■ **DIRECTION**
In your copy, leave out the pictures; write out all the data exactly.

[start MATERIAL]

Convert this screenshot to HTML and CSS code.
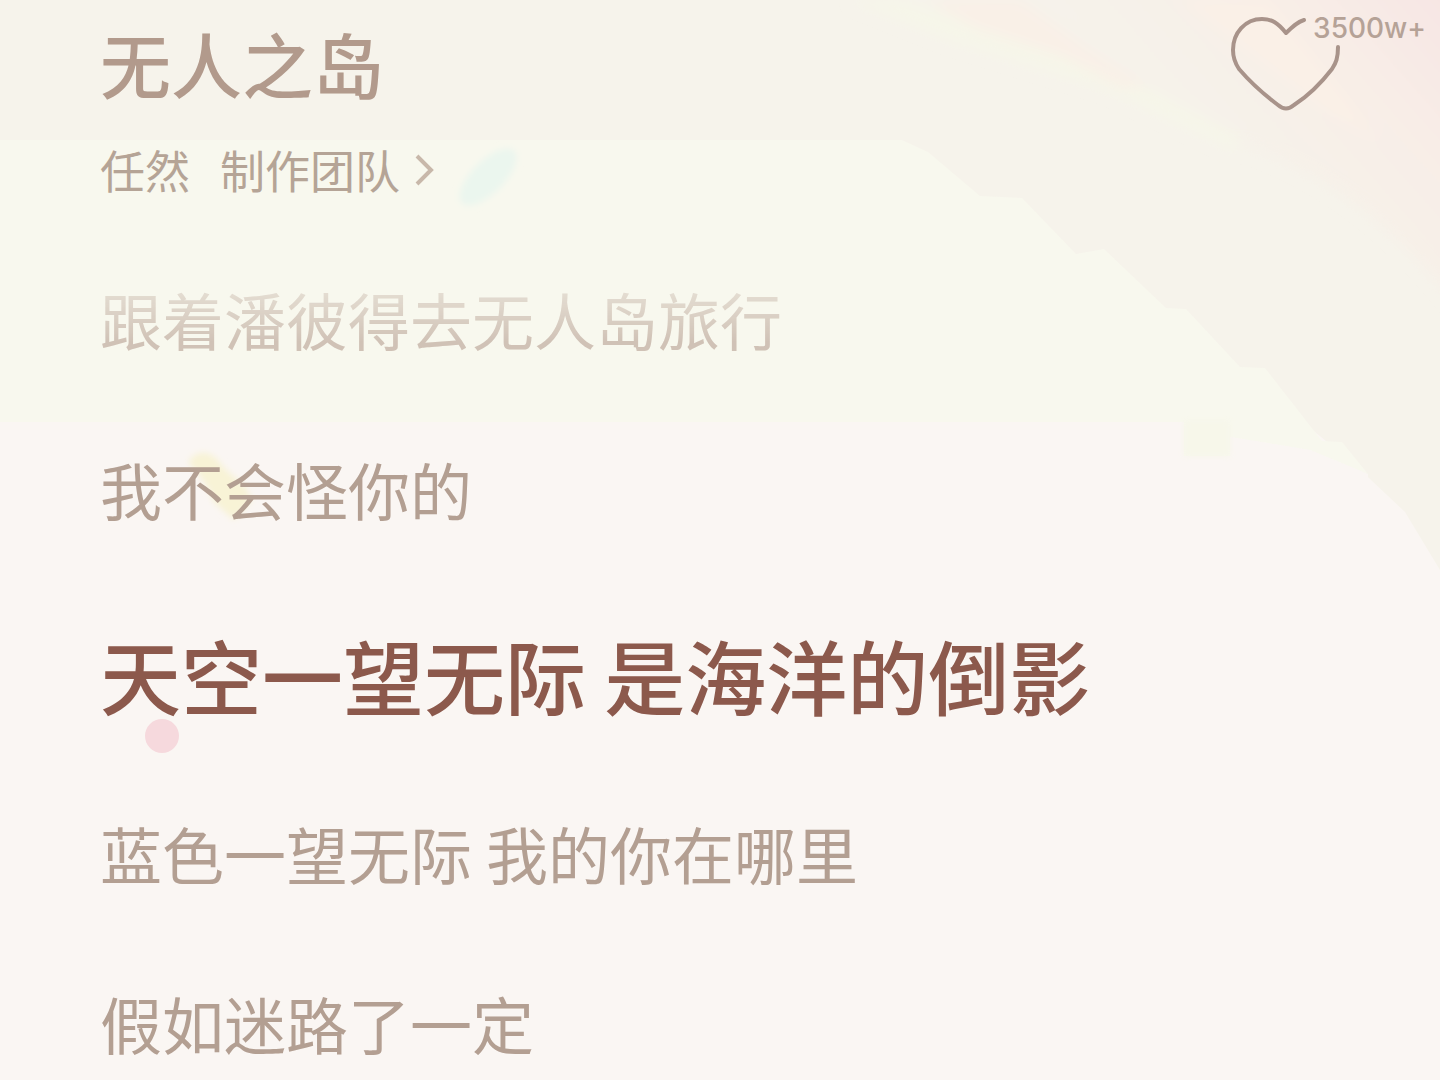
FILE: index.html
```html
<!DOCTYPE html>
<html lang="zh-CN">
<head>
  <meta charset="UTF-8" />
  <meta name="viewport" content="width=device-width, initial-scale=1" />
  <title>无人之岛 - 任然</title>
  <link rel="stylesheet" href="styles.css">
</head>
<body>
  <!-- Background: soft colour bands and confetti -->
  <svg class="backdrop" viewBox="0 0 1440 1080" preserveAspectRatio="none" aria-hidden="true">
    <defs>
      <linearGradient id="glow" gradientUnits="userSpaceOnUse" x1="1180" y1="230" x2="1440" y2="0">
        <stop offset="0" stop-color="#f6f3eb" />
        <stop offset="0.25" stop-color="#f6f2ea" />
        <stop offset="0.5" stop-color="#f7f0e8" />
        <stop offset="0.7" stop-color="#f8ede7" />
        <stop offset="1" stop-color="#f7e6e4" />
      </linearGradient>
      <filter id="soft" x="-20%" y="-20%" width="140%" height="140%">
        <feGaussianBlur stdDeviation="3" />
      </filter>
      <filter id="softer" x="-20%" y="-20%" width="140%" height="140%">
        <feGaussianBlur stdDeviation="7" />
      </filter>
    </defs>
    <rect width="1440" height="1080" fill="#faf6f3" />
    <path fill="#f6f3eb" d="M0 0H1440V570L1405 512L1352 462L1300 420H0Z" />
    <g filter="url(#softer)">
      <path fill="url(#glow)" d="M840 -20H1460V310C1390 220 1320 170 1230 142C1130 80 1020 40 840 -20Z" />
      <path fill="#f6f6e9" d="M850 0H900L1090 57L1240 138L1235 150L1110 90L950 40Z" />
      <path fill="#f9f0e7" d="M925 0H1020L1090 50L1150 88L1120 86L1060 56L975 28Z" />
      <path fill="#faf0e7" d="M1180 0H1270L1350 100L1378 140L1330 115L1240 45Z" />
    </g>
    <path fill="#f8f8ee" d="M0 140H902L928 152L980 196L1022 198L1076 254L1104 249L1166 308L1186 309L1240 367L1265 368L1322 441L1342 442L1368 474L1310 450L1230 437V456H1184V422H0Z" />
    <path fill="#faf6f3" d="M0 422H1184V456H1230V437L1310 450L1368 474V520H0Z" />
    <rect x="1184" y="420" width="46" height="36" fill="#f7f7ea" filter="url(#soft)" />
    <ellipse cx="488" cy="177" rx="16" ry="37" transform="rotate(45 488 177)" fill="#ebf6ee" filter="url(#soft)" />
    <path d="M188 462Q200 446 216 458Q228 474 244 484L252 500L234 520L214 502Q206 480 188 462Z" fill="#f8f3d6" filter="url(#soft)" />
    <circle cx="162" cy="736" r="17" fill="#f6d9dd" />
  </svg>

  <div class="player">
    <header class="song">
      <div class="song-info">
        <h1>无人之岛</h1>
        <div class="credits">
          <a href="#singer">任然</a>
          <a href="#team" class="team">制作团队
            <svg class="chevron" viewBox="0 0 20 34" aria-hidden="true">
              <path d="M3 3L17 17L3 31" />
            </svg>
          </a>
        </div>
      </div>

      <button class="like" type="button" aria-label="喜欢 3500w+">
        <svg class="heart" viewBox="0 0 112 98" aria-hidden="true">
          <path d="M74 8C67 10 62 15 56 21C48 11 42 7 32 7C15 7 3 21 3 38C3 46 5 51 9 57C21 71 36 84 48 93Q56 100 64 93C78 84 92 70 102 57C106 51 108 46 108 35" />
        </svg>
        <span class="like-count">3500w+</span>
      </button>
    </header>

    <ol class="lyrics">
      <li class="line faded">跟着潘彼得去无人岛旅行</li>
      <li class="line">我不会怪你的</li>
      <li class="line current">天空一望无际 是海洋的倒影</li>
      <li class="line">蓝色一望无际 我的你在哪里</li>
      <li class="line">假如迷路了一定</li>
    </ol>
  </div>
</body>
</html>
```
FILE: styles.css
```css
* {
  margin: 0;
  padding: 0;
  box-sizing: border-box;
}

body {
  position: relative;
  min-height: 100vh;
  overflow-x: hidden;
  background-color: #faf6f3;
  color: #b39f92;
  font-family: "Noto Sans CJK SC", sans-serif;
}

.backdrop {
  position: absolute;
  top: 0;
  left: 0;
  width: 100%;
  height: 100%;
}

.player {
  position: relative;
  padding: 12px 14px 0 100px;
}

/* Song header */
.song {
  display: flex;
  justify-content: space-between;
  align-items: flex-start;
}

h1 {
  font-size: 71px;
  font-weight: 500;
  line-height: 100px;
  color: #b29a8c;
}

.credits {
  display: flex;
  gap: 30px;
  font-size: 45px;
  line-height: 60px;
  margin-top: 28px;
}

.credits a {
  color: #b5a496;
  text-decoration: none;
}

.team {
  display: flex;
  align-items: center;
  gap: 14px;
}

.chevron {
  width: 20px;
  height: 34px;
  fill: none;
  stroke: #c8b8aa;
  stroke-width: 4;
}

/* Like button */
.like {
  position: relative;
  width: 196px;
  height: 98px;
  border: none;
  background: none;
  color: #b5a297;
  cursor: pointer;
}

.heart {
  display: block;
  width: 112px;
  height: 98px;
  overflow: visible;
  fill: none;
  stroke: #a8938a;
  stroke-width: 4;
  stroke-linecap: round;
  stroke-linejoin: round;
}

.like-count {
  position: absolute;
  top: 0;
  right: 0;
  font-family: Inter, sans-serif;
  font-size: 28px;
  font-weight: 500;
  line-height: 32px;
}

/* Lyrics */
.lyrics {
  margin-top: 74px;
  list-style: none;
}

.line {
  font-size: 62px;
  line-height: 90px;
  margin-bottom: 80px;
}

.line.current {
  font-size: 81px;
  font-weight: 500;
  line-height: 104px;
  padding: 8px 0 2px;
  color: #8c594c;
}

.line.faded {
  color: #d0c2b6;
  -webkit-mask-image: linear-gradient(rgba(0, 0, 0, 0.5) 20%, #000 75%);
  mask-image: linear-gradient(rgba(0, 0, 0, 0.5) 20%, #000 75%);
}

.line:last-child {
  margin-bottom: 0;
}
```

[end MATERIAL]

■ **RESPONSE**
Convert this screenshot to HTML and CSS code.
FILE: index.html
```html
<!DOCTYPE html>
<html lang="zh-CN">
<head>
  <meta charset="UTF-8" />
  <meta name="viewport" content="width=device-width, initial-scale=1" />
  <title>无人之岛 - 任然</title>
  <link rel="stylesheet" href="styles.css">
</head>
<body>
  <!-- Background: soft colour bands and confetti -->
  <svg class="backdrop" viewBox="0 0 1440 1080" preserveAspectRatio="none" aria-hidden="true">
    <defs>
      <linearGradient id="glow" gradientUnits="userSpaceOnUse" x1="1180" y1="230" x2="1440" y2="0">
        <stop offset="0" stop-color="#f6f3eb" />
        <stop offset="0.25" stop-color="#f6f2ea" />
        <stop offset="0.5" stop-color="#f7f0e8" />
        <stop offset="0.7" stop-color="#f8ede7" />
        <stop offset="1" stop-color="#f7e6e4" />
      </linearGradient>
      <filter id="soft" x="-20%" y="-20%" width="140%" height="140%">
        <feGaussianBlur stdDeviation="3" />
      </filter>
      <filter id="softer" x="-20%" y="-20%" width="140%" height="140%">
        <feGaussianBlur stdDeviation="7" />
      </filter>
    </defs>
    <rect width="1440" height="1080" fill="#faf6f3" />
    <path fill="#f6f3eb" d="M0 0H1440V570L1405 512L1352 462L1300 420H0Z" />
    <g filter="url(#softer)">
      <path fill="url(#glow)" d="M840 -20H1460V310C1390 220 1320 170 1230 142C1130 80 1020 40 840 -20Z" />
      <path fill="#f6f6e9" d="M850 0H900L1090 57L1240 138L1235 150L1110 90L950 40Z" />
      <path fill="#f9f0e7" d="M925 0H1020L1090 50L1150 88L1120 86L1060 56L975 28Z" />
      <path fill="#faf0e7" d="M1180 0H1270L1350 100L1378 140L1330 115L1240 45Z" />
    </g>
    <path fill="#f8f8ee" d="M0 140H902L928 152L980 196L1022 198L1076 254L1104 249L1166 308L1186 309L1240 367L1265 368L1322 441L1342 442L1368 474L1310 450L1230 437V456H1184V422H0Z" />
    <path fill="#faf6f3" d="M0 422H1184V456H1230V437L1310 450L1368 474V520H0Z" />
    <rect x="1184" y="420" width="46" height="36" fill="#f7f7ea" filter="url(#soft)" />
    <ellipse cx="488" cy="177" rx="16" ry="37" transform="rotate(45 488 177)" fill="#ebf6ee" filter="url(#soft)" />
    <path d="M188 462Q200 446 216 458Q228 474 244 484L252 500L234 520L214 502Q206 480 188 462Z" fill="#f8f3d6" filter="url(#soft)" />
    <circle cx="162" cy="736" r="17" fill="#f6d9dd" />
  </svg>

  <div class="player">
    <header class="song">
      <div class="song-info">
        <h1>无人之岛</h1>
        <div class="credits">
          <a href="#singer">任然</a>
          <a href="#team" class="team">制作团队
            <svg class="chevron" viewBox="0 0 20 34" aria-hidden="true">
              <path d="M3 3L17 17L3 31" />
            </svg>
          </a>
        </div>
      </div>

      <button class="like" type="button" aria-label="喜欢 3500w+">
        <svg class="heart" viewBox="0 0 112 98" aria-hidden="true">
          <path d="M74 8C67 10 62 15 56 21C48 11 42 7 32 7C15 7 3 21 3 38C3 46 5 51 9 57C21 71 36 84 48 93Q56 100 64 93C78 84 92 70 102 57C106 51 108 46 108 35" />
        </svg>
        <span class="like-count">3500w+</span>
      </button>
    </header>

    <ol class="lyrics">
      <li class="line faded">跟着潘彼得去无人岛旅行</li>
      <li class="line">我不会怪你的</li>
      <li class="line current">天空一望无际 是海洋的倒影</li>
      <li class="line">蓝色一望无际 我的你在哪里</li>
      <li class="line">假如迷路了一定</li>
    </ol>
  </div>
</body>
</html>
```
FILE: styles.css
```css
* {
  margin: 0;
  padding: 0;
  box-sizing: border-box;
}

body {
  position: relative;
  min-height: 100vh;
  overflow-x: hidden;
  background-color: #faf6f3;
  color: #b39f92;
  font-family: "Noto Sans CJK SC", sans-serif;
}

.backdrop {
  position: absolute;
  top: 0;
  left: 0;
  width: 100%;
  height: 100%;
}

.player {
  position: relative;
  padding: 12px 14px 0 100px;
}

/* Song header */
.song {
  display: flex;
  justify-content: space-between;
  align-items: flex-start;
}

h1 {
  font-size: 71px;
  font-weight: 500;
  line-height: 100px;
  color: #b29a8c;
}

.credits {
  display: flex;
  gap: 30px;
  font-size: 45px;
  line-height: 60px;
  margin-top: 28px;
}

.credits a {
  color: #b5a496;
  text-decoration: none;
}

.team {
  display: flex;
  align-items: center;
  gap: 14px;
}

.chevron {
  width: 20px;
  height: 34px;
  fill: none;
  stroke: #c8b8aa;
  stroke-width: 4;
}

/* Like button */
.like {
  position: relative;
  width: 196px;
  height: 98px;
  border: none;
  background: none;
  color: #b5a297;
  cursor: pointer;
}

.heart {
  display: block;
  width: 112px;
  height: 98px;
  overflow: visible;
  fill: none;
  stroke: #a8938a;
  stroke-width: 4;
  stroke-linecap: round;
  stroke-linejoin: round;
}

.like-count {
  position: absolute;
  top: 0;
  right: 0;
  font-family: Inter, sans-serif;
  font-size: 28px;
  font-weight: 500;
  line-height: 32px;
}

/* Lyrics */
.lyrics {
  margin-top: 74px;
  list-style: none;
}

.line {
  font-size: 62px;
  line-height: 90px;
  margin-bottom: 80px;
}

.line.current {
  font-size: 81px;
  font-weight: 500;
  line-height: 104px;
  padding: 8px 0 2px;
  color: #8c594c;
}

.line.faded {
  color: #d0c2b6;
  -webkit-mask-image: linear-gradient(rgba(0, 0, 0, 0.5) 20%, #000 75%);
  mask-image: linear-gradient(rgba(0, 0, 0, 0.5) 20%, #000 75%);
}

.line:last-child {
  margin-bottom: 0;
}
```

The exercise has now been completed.